Loyal customers served deception on a plate?
After being placed under scrutiny, the popular seafood franchise, Ocean Basket, is finally speaking up after businessman, Osman Parker, complained publically that his four children were served angelfish instead of hake fingers, at not only one but five different Ocean Basket restaurants in Cape Town.
The story, which has featured on social media and radio stations, has led many to question the ethics of the restaurant chain. Alina Hardcastle asks if this could have been a profit drive decision.
The Daily Voice reported that over the last six months, Parker and his family have dined at Ocean Basket branches at N1 City, Waterfront, Canal Walk, Vangate Mall and at the flower festival in Vredenburg. He informed the publication that lack of transparency came to light when his children had ordered hake off the kiddies menu and complained because the “hake fingers looked and tasted weird.”

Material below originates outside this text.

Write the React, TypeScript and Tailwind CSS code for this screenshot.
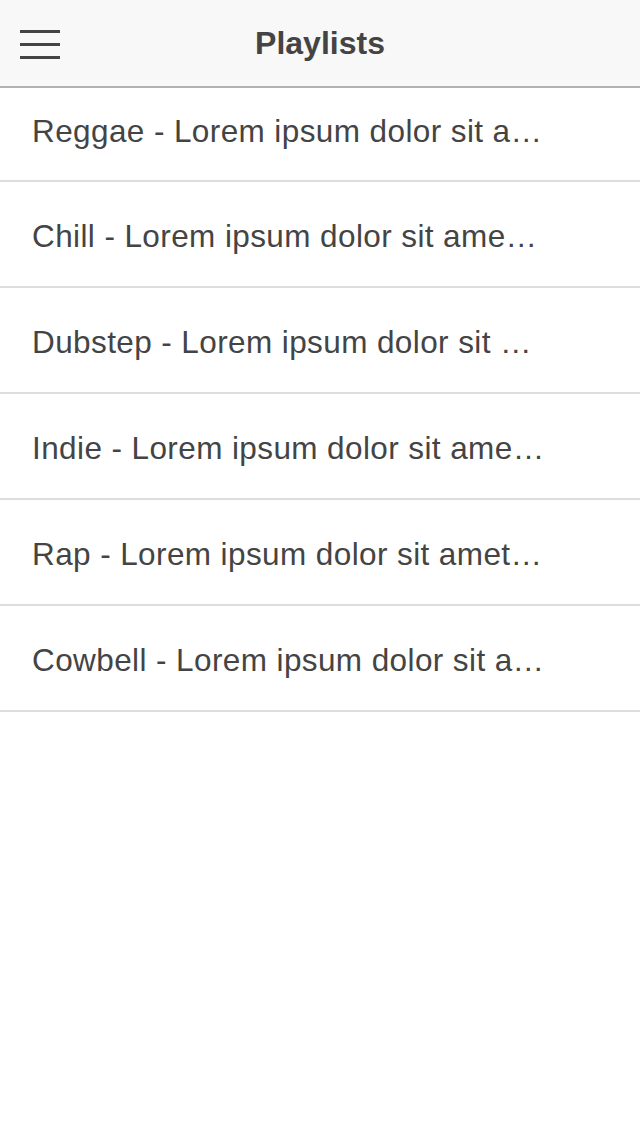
import React from 'react';

// visible labels, as the list shows them (already clipped by the list item)
const playlists = [
  'Reggae - Lorem ipsum dolor sit a…',
  'Chill - Lorem ipsum dolor sit ame…',
  'Dubstep - Lorem ipsum dolor sit …',
  'Indie - Lorem ipsum dolor sit ame…',
  'Rap - Lorem ipsum dolor sit amet…',
  'Cowbell - Lorem ipsum dolor sit a…',
];

export default function App() {
  return (
    <div className="min-h-[1136px] bg-white font-['Liberation_Sans',Arial,sans-serif] text-[#444]">
      <header className="relative flex h-[88px] items-center justify-center border-b-2 border-[#b2b2b2] bg-[#f8f8f8]">
        <button className="absolute left-[20px] top-[30px] flex w-[40px] flex-col gap-[10px]">
          <span className="h-[3px] w-full bg-[#444]" />
          <span className="h-[3px] w-full bg-[#444]" />
          <span className="h-[3px] w-full bg-[#444]" />
        </button>
        <h1 className="text-[32px] font-semibold">Playlists</h1>
      </header>
      <ul>
        {playlists.map((p, i) => (
          <li
            key={p}
            className={`flex items-center border-b-2 border-[#ddd] pl-[32px] pr-[40px] ${i === 0 ? 'h-[94px] pb-[4px]' : 'h-[106px] pt-[6px]'}`}
          >
            <span className="whitespace-nowrap text-[31.5px] tracking-[0.4px]">{p}</span>
          </li>
        ))}
      </ul>
    </div>
  );
}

After querying it with management, it was found that the supposed hake fingers were in fact angelfish.
Ocean Baskets rebuttal….
Despite three of five franchises disputing the claim, Jean Sloane, group marketing executive for Ocean Basket, has come forward acknowledging the unfortunate and rare occurrence, explaining how the mistake might have occurred: “We believe the substitution took place because nuggets/fingers are created as a natural by-product of filleting (the angelfish), so some franchisees may have used this to prevent food wastage, an issue that is receiving growing attention worldwide.”
Angelfish vs Hake
Although Sloane is aware that the issue is based around cost and transparency, she claims that angelfish is by no means an inferior substitute. “The comments in the media about it ‘tasting funny’ are clearly mischievous [as] customers happily consume angelfish every day in our restaurants,” she argues.
However, the issue with regards to taste may have arisen as the children were expecting hake, and the angelfish did not taste the same, therefore leading them to think that their hake ‘tasted funny’.
When discussing to the price difference between the two fish, Sloane emphatically explains that hake and angelfish cost Ocean Basket exactly the same amount per kilogram. “Hake is delivered already filleted [R60] and angelfish [R29.99] is delivered whole. The angelfish then needs to be filleted and after filleting delivers a 50% yield. To say that hake is more expensive is simply incorrect.”
The team have insisted that the alleged use of angelfish in Ocean Basket Franchises was not a profit driven decision as the nuggets/fingers available on the children’s menu, generate less than one quarter of a percent in their sales.
In occasional stock-out circumstance (where certain species are not available) Sloane assures us that the team have undertaken measures to ensure improved waitron training so that each customer is informed of alternatives/substitutes. She adds, “We deeply regret that it happened and are using the experience as a learning curve to correct our customer service chain.”
“We understand that this is rather an issue of transparency and cost and we want to make it extremely clear that we are answering all questions with complete transparency and honesty. “
Sources have informed us that the CEO of the seafood franchise, Grace Harding, who is currently in China, has contacted Parker; the two have agreed to meet when she returns to South Africa later this month.